I do love the old-school weapon limitations, too. For the most part you'll be fighting with carbines and assault rifles, switching out for SMGs or battle rifles or snipers should you happen across them during the match, but not often. Everyone kicks off with the same loadout. Everyone has the same HP. It's a delightful palate-cleanser for a genre that's been getting ever more convoluted with each passing year, and there's no way you can buy, or grind out, a tactical advantage.
The maps are diverse and appealing, too, and though I've never been a fan of misadventure deaths - I'm an expert in plummeting to my doom in all games; it's just a natural gift, along with my astonishing lack of direction - the various holes and deadends certainly keep me on my toes. Perhaps most importantly, most (if not quite all) levels are super small and delightfully tight, which keeps the tempo high and the adrenaline pumping. You will rarely be far from a fight.
What it doesn't do quite so well is provide much of a learning curve. Whilst there's a decent enough tutorial that takes you through the basics, from your very first unranked match, you might be taking on Rank 50 players. I know that's what happens when there's no skill-based-matchmaking (and it's my very unpopular opinion that unranked games are preferable when they're not skill-based; don't @ me), but that doesn't mean it's not tough to find your feet, and you'll soon realise that knowing your environs and being able to move nimbly around is as important in Splitgate as pulling off that delicious headshot.
This brings us neatly to the star of Splitgate: portals.
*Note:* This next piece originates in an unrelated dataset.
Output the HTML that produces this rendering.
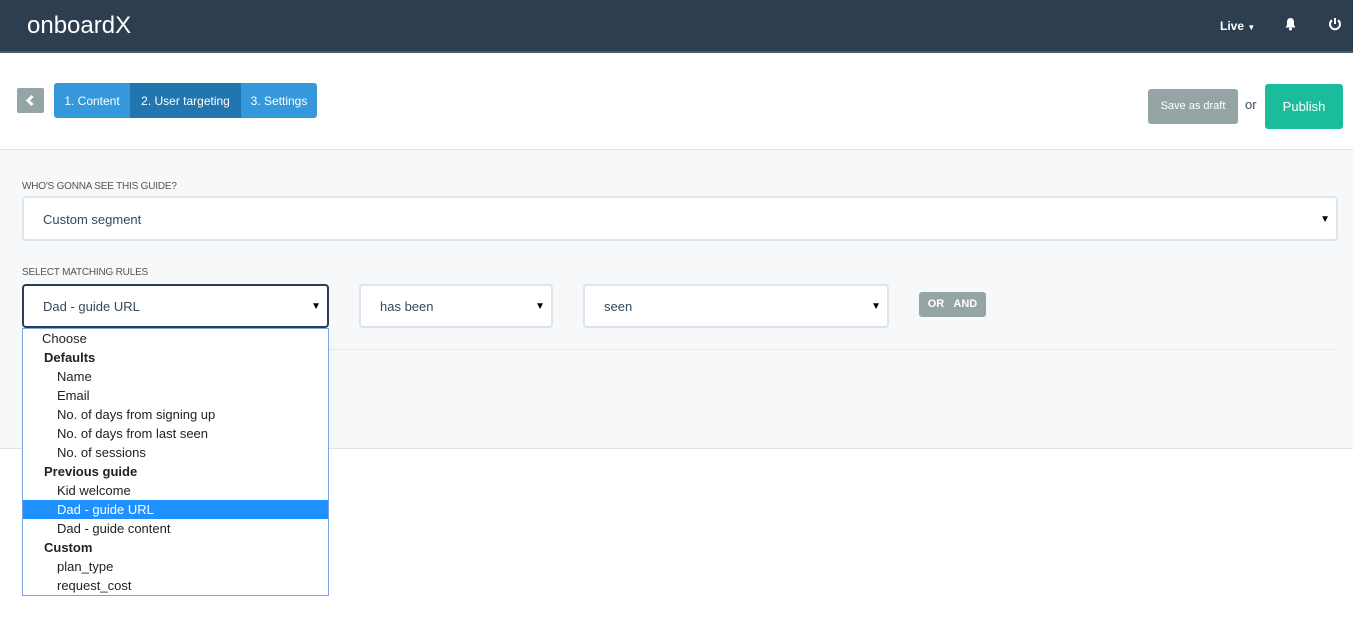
<!DOCTYPE html>
<html><head><meta charset="utf-8"><style>
*{box-sizing:border-box;margin:0;padding:0}
body{width:1353px;height:617px;background:#fff;font-family:"Liberation Sans",sans-serif;position:relative;overflow:hidden;color:#34495e}
.hdr{position:absolute;left:0;top:0;width:1353px;height:53px;background:#2c3e50;border-bottom:2px solid #4a5a6a}
.logo{position:absolute;left:27px;top:12px;color:#fff;font-size:24px}
.abs{position:absolute}
.btn{position:absolute;color:#fff;font-size:12px;text-align:center}
.panel{position:absolute;left:0;top:149px;width:1353px;height:300px;background:#f7f8fa;border-top:1px solid #dfe3e8;border-bottom:1px solid #dfe3e8}
.lbl{position:absolute;font-size:10px;color:#555;letter-spacing:-0.2px}
.sel{position:absolute;background:#fff;border:2px solid #dde4ec;border-radius:4px;font-size:13px;color:#34495e;padding-left:19px}
.arr{position:absolute;right:6px;font-size:10px;color:#000}
.dd{position:absolute;left:22px;top:328px;width:307px;height:268px;background:#fff;border:1px solid #7aa7e0;font-size:13px;color:#222}
.dd div{height:19px;line-height:19px;padding-left:34px}
.dd .g{font-weight:bold;padding-left:21px}
.dd .c{padding-left:19px}
.dd .h{background:#1e90ff;color:#fff}
</style></head><body>
<div class="hdr"><div class="logo">onboardX</div>
<div class="abs" style="left:1220px;top:19px;color:#fff;font-size:12px;font-weight:bold">Live <span style="font-size:8px">▼</span></div>
<svg class="abs" style="left:1284px;top:17px" width="13" height="14" viewBox="0 0 13 14"><path d="M6.5 1C4 1 3 3 3 5v3L1.5 10.5h10L10 8V5c0-2-1-4-3.5-4z" fill="#fff"/><circle cx="6.5" cy="12" r="1.5" fill="#fff"/></svg>
<svg class="abs" style="left:1328px;top:17px" width="14" height="14" viewBox="0 0 14 14"><path d="M4 3.2A5 5 0 1 0 10 3.2" fill="none" stroke="#fff" stroke-width="2"/><path d="M7 1v6" stroke="#fff" stroke-width="2"/></svg>
</div>
<div class="btn" style="left:17px;top:88px;width:27px;height:25px;background:#95a5a6;border-radius:2px"><svg width="27" height="25" viewBox="0 0 27 25"><path d="M15.5 8l-4.5 4.5 4.5 4.5" fill="none" stroke="#fff" stroke-width="3"/></svg></div>
<div class="btn" style="left:54px;top:83px;width:263px;height:35px;background:#3498db;border-radius:3px"></div>
<div class="btn" style="left:130px;top:83px;width:111px;height:35px;background:#2176b0"></div>
<div class="btn" style="left:54px;top:94px;width:76px">1. Content</div>
<div class="btn" style="left:130px;top:94px;width:111px">2. User targeting</div>
<div class="btn" style="left:241px;top:94px;width:76px">3. Settings</div>
<div class="btn" style="left:1148px;top:89px;width:90px;height:35px;background:#95a5a6;border-radius:3px;line-height:35px;font-size:11px">Save as draft</div>
<div class="abs" style="left:1245px;top:97px;font-size:13px">or</div>
<div class="btn" style="left:1265px;top:84px;width:78px;height:45px;background:#1abc9c;border-radius:3px;line-height:45px;font-size:13px">Publish</div>
<div class="panel"></div>
<div class="lbl" style="left:22px;top:181px">WHO'S GONNA SEE THIS GUIDE?</div>
<div class="sel" style="left:22px;top:196px;width:1316px;height:45px;line-height:43px">Custom segment<span class="arr">▼</span></div>
<div class="lbl" style="left:22px;top:267px">SELECT MATCHING RULES</div>
<div class="sel" style="left:22px;top:284px;width:307px;height:44px;line-height:42px;border-color:#2c3e50">Dad - guide URL<span class="arr">▼</span></div>
<div class="sel" style="left:359px;top:284px;width:194px;height:44px;line-height:42px">has been<span class="arr">▼</span></div>
<div class="sel" style="left:583px;top:284px;width:306px;height:44px;line-height:42px">seen<span class="arr">▼</span></div>
<div class="btn" style="left:919px;top:292px;width:67px;height:25px;background:#95a5a6;border-radius:3px;line-height:25px;font-size:11px;font-weight:bold">OR&nbsp;&nbsp;&nbsp;AND</div>
<div class="abs" style="left:22px;top:349px;width:1316px;border-top:1px solid #e6e9ec"></div>
<div class="dd">
<div class="c">Choose</div><div class="g">Defaults</div><div>Name</div><div>Email</div><div>No. of days from signing up</div><div>No. of days from last seen</div><div>No. of sessions</div><div class="g">Previous guide</div><div>Kid welcome</div><div class="h">Dad - guide URL</div><div>Dad - guide content</div><div class="g">Custom</div><div>plan_type</div><div>request_cost</div>
</div>
</body></html>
While I've spent more time traipsing through Aperture over the years than I care to admit, getting to grips with portals in Splitgate hasn't been as intuitive for me as I would've liked. The action is so frenetic I often find myself playing a straight shooter, and that won't always get you the K/D you want.
I don't profess to be an expert at portaling just yet, but the more you play, the more instinctive it becomes. If I hear a fight kicking off to the left of me, I can turn and shoot off a portal in the distance to my right, pop one right behind me, and then head on over to see what the fuss is about. If I emerge triumphant: brilliant! If it goes a bit Pete Tong, though, I've got time to slip away, hopefully deleting the portal behind me in time. It makes Splitgate a surprisingly cerebral experience and the better you know the map layout, the more creative you can be, slipping effortlessly in and out of firefights.
Last night, for instance, I came up against one particularly irksome team - well, technically they were awesome, but they destroyed me, so I'm being uncharitable - that perfectly utilised portals on beachfront level Oasis, dipping in and out of them so fluidly I often didn't even know who was murdering me. Only by the humiliating killcam replay could I see that they were miles away from me, huddled up at the top of the map, using strategically placed portals as sneaky recon tools. It was a masterclass in tactics and another example of how impressive - and exciting - the portalling mechanic truly is.
Right now Splitgate's in beta, and it's completely free-to-play on PC, PS4/5, and Xbox One/Series X. It boasts 20 maps, 15 modes, full cross-play, and a ranked mode to boot. And look, I know a game's price tag has zip to do with its intrinsic value, but if you've ever had fun with an old-school Halo game, you owe it to yourself to give this a go. I came into this thinking - admittedly a touch cynically - that if Splitgate was okay, it would at least tide me over until Halo Infinite arrives. Now I'm wondering if I'll have time to fit Halo Infinite in around my Splitgate sessions.